Somos adictos a la Schadenfreude: la “alegría ácida”, el regocijo del loser que, tan pronto es eliminado, se dedica a celebrar la caída de sus rivales. ¡Ya que yo no lo logré, que no lo logre nadie —especialmente México—! Tal fue nuestro explícito grito guerrero. Por más que nos escueza la piel del alma, México nos superó en la Copa América, pese a la “catástrofe de Santa Clara”: el primer criterio para posicionar a un equipo en un torneo es la instancia hasta la que llegó: es preferible caer goleado en cuartos de final, que ser despachado en la fase de grupos, cualquiera que sea la diferencia de goles.

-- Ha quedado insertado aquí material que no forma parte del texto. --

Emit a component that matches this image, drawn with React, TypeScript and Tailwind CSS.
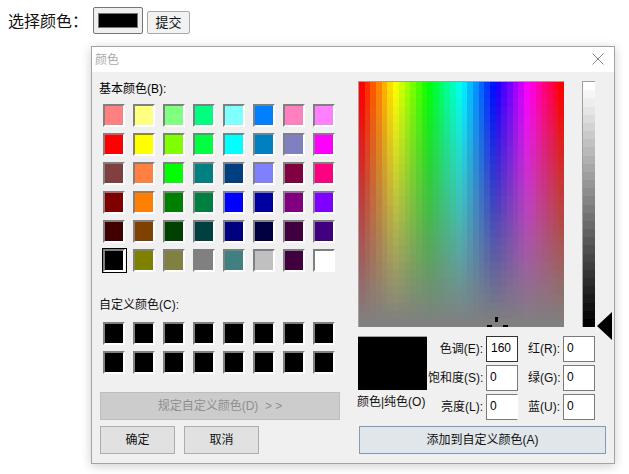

Los ticos exultábamos, el día de la derrota tricolor. Los locutores entonaban cada gol con arrobamiento, la voz sobremodulada por el júbilo, como Pavarotti impostando el épico agudo del Nessum Dorma . Cada gol era un tumor supurante, un absceso del que extraíamos, con placer torvamente doloroso, el pus del rencor, acumulado a través de décadas. Sí, ya sé que Faitelson y sus secuaces hicieron mofa de Costa Rica. Con tal actitud, eran ellos quienes se desacreditaban. Al devolverles el “ñaca-ñaca” no hicimos otra cosa que jugar su juego, ponernos a su altura —a su bajura, sería más propio decir— y exhibir las mal suturadas llagas de nuestra inquina deportiva.

Había que dejar que nuestro silencio —aristocrático y cifrado— hablase por nosotros, y se propusiese, enigmático, para la interpretación. Una vez más, nos autoderrotamos dándole voz a nuestras tirrias y fantasmas. Mil veces más eficaz —amén de decente— hubiera sido acogernos al silencio Pero nos venció nuestra puerilidad. La burla, lo propio de los perdedores. Bilis, frustración, impotencia: tres damas de compañía para la misma reina: su Alteza Real la Derrota.